» Task objective: Repeat all of the data precisely.

» Data lines:
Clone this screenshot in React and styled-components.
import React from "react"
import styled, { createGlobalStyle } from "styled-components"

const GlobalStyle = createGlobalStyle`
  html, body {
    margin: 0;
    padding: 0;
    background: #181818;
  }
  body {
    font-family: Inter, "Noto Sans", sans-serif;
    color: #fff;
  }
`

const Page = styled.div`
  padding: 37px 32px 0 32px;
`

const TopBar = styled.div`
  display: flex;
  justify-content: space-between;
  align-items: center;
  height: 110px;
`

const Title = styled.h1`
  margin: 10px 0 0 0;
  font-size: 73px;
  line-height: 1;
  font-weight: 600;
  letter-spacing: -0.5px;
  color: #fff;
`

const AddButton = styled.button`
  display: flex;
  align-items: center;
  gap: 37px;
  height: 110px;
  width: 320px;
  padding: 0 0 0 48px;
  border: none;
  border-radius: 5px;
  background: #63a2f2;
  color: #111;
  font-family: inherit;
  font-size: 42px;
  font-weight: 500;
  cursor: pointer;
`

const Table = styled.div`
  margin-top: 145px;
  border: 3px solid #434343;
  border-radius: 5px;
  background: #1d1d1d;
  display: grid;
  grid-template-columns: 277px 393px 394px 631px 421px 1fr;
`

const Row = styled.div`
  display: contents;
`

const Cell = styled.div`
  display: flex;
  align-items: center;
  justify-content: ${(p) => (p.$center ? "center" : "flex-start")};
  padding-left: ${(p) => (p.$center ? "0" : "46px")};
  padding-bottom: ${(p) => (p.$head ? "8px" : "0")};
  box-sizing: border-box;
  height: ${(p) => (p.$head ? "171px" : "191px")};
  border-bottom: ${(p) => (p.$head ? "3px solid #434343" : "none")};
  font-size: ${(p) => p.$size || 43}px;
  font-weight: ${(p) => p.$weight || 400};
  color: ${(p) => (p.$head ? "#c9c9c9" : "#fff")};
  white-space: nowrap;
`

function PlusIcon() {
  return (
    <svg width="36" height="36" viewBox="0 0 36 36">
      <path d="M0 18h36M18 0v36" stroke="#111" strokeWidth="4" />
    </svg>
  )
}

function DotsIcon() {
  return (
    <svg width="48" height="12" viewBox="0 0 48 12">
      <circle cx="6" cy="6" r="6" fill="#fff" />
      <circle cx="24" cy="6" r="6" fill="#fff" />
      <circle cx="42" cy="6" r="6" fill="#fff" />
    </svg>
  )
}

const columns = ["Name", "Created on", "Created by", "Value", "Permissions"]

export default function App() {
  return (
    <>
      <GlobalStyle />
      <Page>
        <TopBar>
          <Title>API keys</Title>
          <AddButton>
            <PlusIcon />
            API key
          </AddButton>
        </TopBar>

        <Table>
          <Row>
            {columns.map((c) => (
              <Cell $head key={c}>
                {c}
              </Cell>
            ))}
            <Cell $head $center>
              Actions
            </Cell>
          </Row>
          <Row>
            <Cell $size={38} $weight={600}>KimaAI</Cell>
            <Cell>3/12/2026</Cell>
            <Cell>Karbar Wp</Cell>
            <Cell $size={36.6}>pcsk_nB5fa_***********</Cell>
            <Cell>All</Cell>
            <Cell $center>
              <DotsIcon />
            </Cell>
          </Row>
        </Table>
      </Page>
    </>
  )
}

» Full answer:
Clone this screenshot in React and styled-components.
import React from "react"
import styled, { createGlobalStyle } from "styled-components"

const GlobalStyle = createGlobalStyle`
  html, body {
    margin: 0;
    padding: 0;
    background: #181818;
  }
  body {
    font-family: Inter, "Noto Sans", sans-serif;
    color: #fff;
  }
`

const Page = styled.div`
  padding: 37px 32px 0 32px;
`

const TopBar = styled.div`
  display: flex;
  justify-content: space-between;
  align-items: center;
  height: 110px;
`

const Title = styled.h1`
  margin: 10px 0 0 0;
  font-size: 73px;
  line-height: 1;
  font-weight: 600;
  letter-spacing: -0.5px;
  color: #fff;
`

const AddButton = styled.button`
  display: flex;
  align-items: center;
  gap: 37px;
  height: 110px;
  width: 320px;
  padding: 0 0 0 48px;
  border: none;
  border-radius: 5px;
  background: #63a2f2;
  color: #111;
  font-family: inherit;
  font-size: 42px;
  font-weight: 500;
  cursor: pointer;
`

const Table = styled.div`
  margin-top: 145px;
  border: 3px solid #434343;
  border-radius: 5px;
  background: #1d1d1d;
  display: grid;
  grid-template-columns: 277px 393px 394px 631px 421px 1fr;
`

const Row = styled.div`
  display: contents;
`

const Cell = styled.div`
  display: flex;
  align-items: center;
  justify-content: ${(p) => (p.$center ? "center" : "flex-start")};
  padding-left: ${(p) => (p.$center ? "0" : "46px")};
  padding-bottom: ${(p) => (p.$head ? "8px" : "0")};
  box-sizing: border-box;
  height: ${(p) => (p.$head ? "171px" : "191px")};
  border-bottom: ${(p) => (p.$head ? "3px solid #434343" : "none")};
  font-size: ${(p) => p.$size || 43}px;
  font-weight: ${(p) => p.$weight || 400};
  color: ${(p) => (p.$head ? "#c9c9c9" : "#fff")};
  white-space: nowrap;
`

function PlusIcon() {
  return (
    <svg width="36" height="36" viewBox="0 0 36 36">
      <path d="M0 18h36M18 0v36" stroke="#111" strokeWidth="4" />
    </svg>
  )
}

function DotsIcon() {
  return (
    <svg width="48" height="12" viewBox="0 0 48 12">
      <circle cx="6" cy="6" r="6" fill="#fff" />
      <circle cx="24" cy="6" r="6" fill="#fff" />
      <circle cx="42" cy="6" r="6" fill="#fff" />
    </svg>
  )
}

const columns = ["Name", "Created on", "Created by", "Value", "Permissions"]

export default function App() {
  return (
    <>
      <GlobalStyle />
      <Page>
        <TopBar>
          <Title>API keys</Title>
          <AddButton>
            <PlusIcon />
            API key
          </AddButton>
        </TopBar>

        <Table>
          <Row>
            {columns.map((c) => (
              <Cell $head key={c}>
                {c}
              </Cell>
            ))}
            <Cell $head $center>
              Actions
            </Cell>
          </Row>
          <Row>
            <Cell $size={38} $weight={600}>KimaAI</Cell>
            <Cell>3/12/2026</Cell>
            <Cell>Karbar Wp</Cell>
            <Cell $size={36.6}>pcsk_nB5fa_***********</Cell>
            <Cell>All</Cell>
            <Cell $center>
              <DotsIcon />
            </Cell>
          </Row>
        </Table>
      </Page>
    </>
  )
}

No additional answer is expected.